Provides an upper bound on the integrality gap and a certificate for the optimum.

Generalizes to higher-degree polynomials and improves Max-3SAT approximations.

Abstract

We give new rounding schemes for SDP relaxations for the problems of maximizing cubic polynomials over the unit sphere and the $n$-dimensional hypercube. In both cases, the resulting algorithms yield a $O(\sqrt{n/k})$ multiplicative approximation in $2^{O(k)} \text{poly}(n)$ time. In particular, we obtain a $O(\sqrt{n/\log n})$ approximation in polynomial time. For the unit sphere, this improves on the rounding algorithms of Bhattiprolu et. al. [BGG+17] that need quasi-polynomial time to obtain a similar approximation guarantee. Over the $n$-dimensional hypercube, our results match the guarantee of a search algorithm of Khot and Naor [KN08] that obtains a similar approximation ratio via techniques from convex geometry. Unlike their method, our algorithm obtains an upper bound on the integrality gap of SDP relaxations for the problem and as a result, also yields a certificate on the optimum value of the input instance. Our results naturally generalize to homogeneous polynomials of higher degree and imply improved algorithms for approximating satisfiable instances of Max-3SAT. Our main motivation is the stark lack of rounding techniques for SDP relaxations of higher degree polynomial optimization in sharp contrast to a rich theory of SDP roundings for the quadratic case.

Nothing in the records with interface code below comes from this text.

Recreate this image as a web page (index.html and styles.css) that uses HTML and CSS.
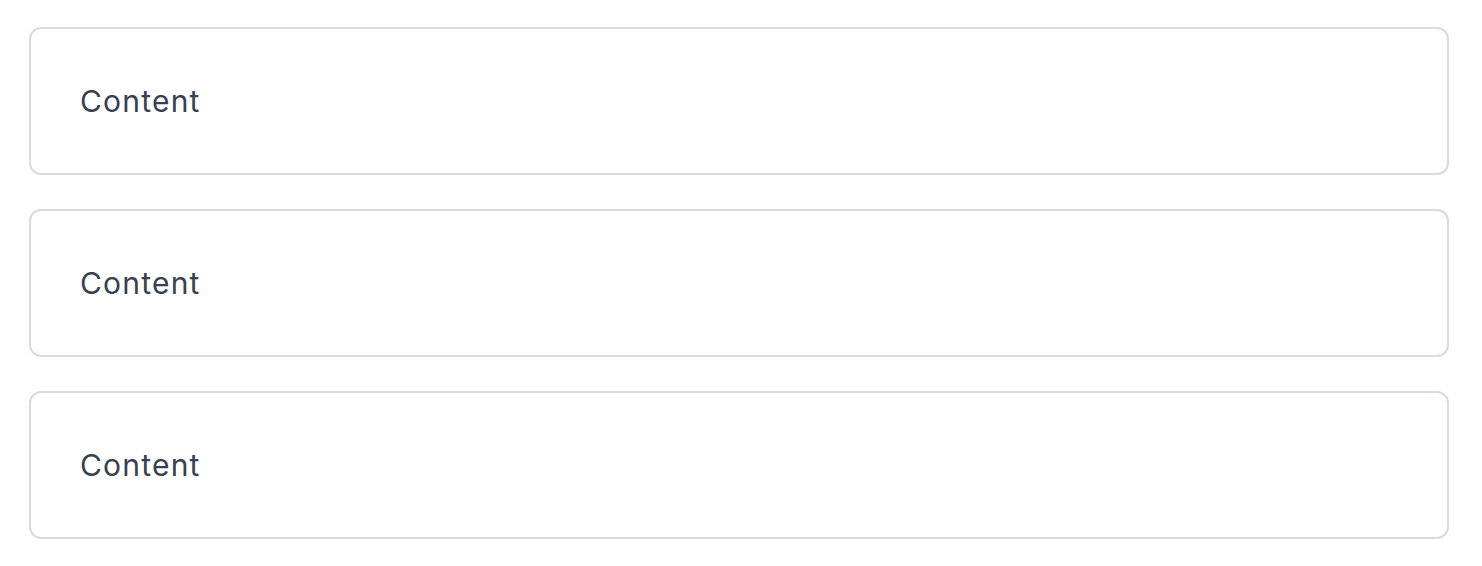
FILE: index.html
```html
<!DOCTYPE html>
<html>
<head>
<meta charset="utf-8">
<link rel="stylesheet" href="styles.css">
</head>
<body>
<div class="list">
  <div class="card">Content</div>
  <div class="card">Content</div>
  <div class="card">Content</div>
</div>
</body>
</html>
```
FILE: styles.css
```css
html, body {
  margin: 0;
  padding: 0;
  background: #ffffff;
}
body {
  font-family: "Inter", "Liberation Sans", sans-serif;
}
.list {
  display: flex;
  flex-direction: column;
  gap: 34px;
  padding: 27px 33px 0 29px;
}
.card {
  box-sizing: border-box;
  height: 148px;
  border: 2px solid #d7dade;
  border-radius: 12px;
  display: flex;
  align-items: center;
  padding-left: 49px;
  font-size: 30px;
  letter-spacing: 1.2px;
  color: #374151;
}
```
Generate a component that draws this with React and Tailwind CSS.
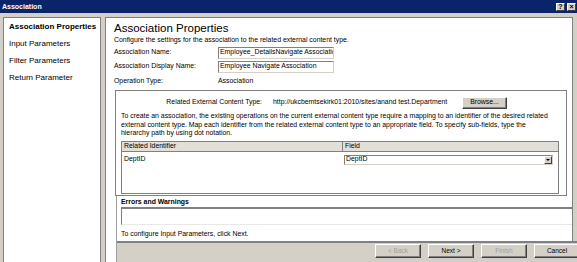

Our rounding algorithms introduce two new ideas: 1) a new polynomial reweighting based method to round sum-of-squares relaxations of higher degree polynomial maximization problems, and 2) a general technique to compress such relaxations down to substantially smaller SDPs by relying on an explicit construction of certain hitting sets. We hope that our work will inspire improved rounding algorithms for polynomial optimization and related problems.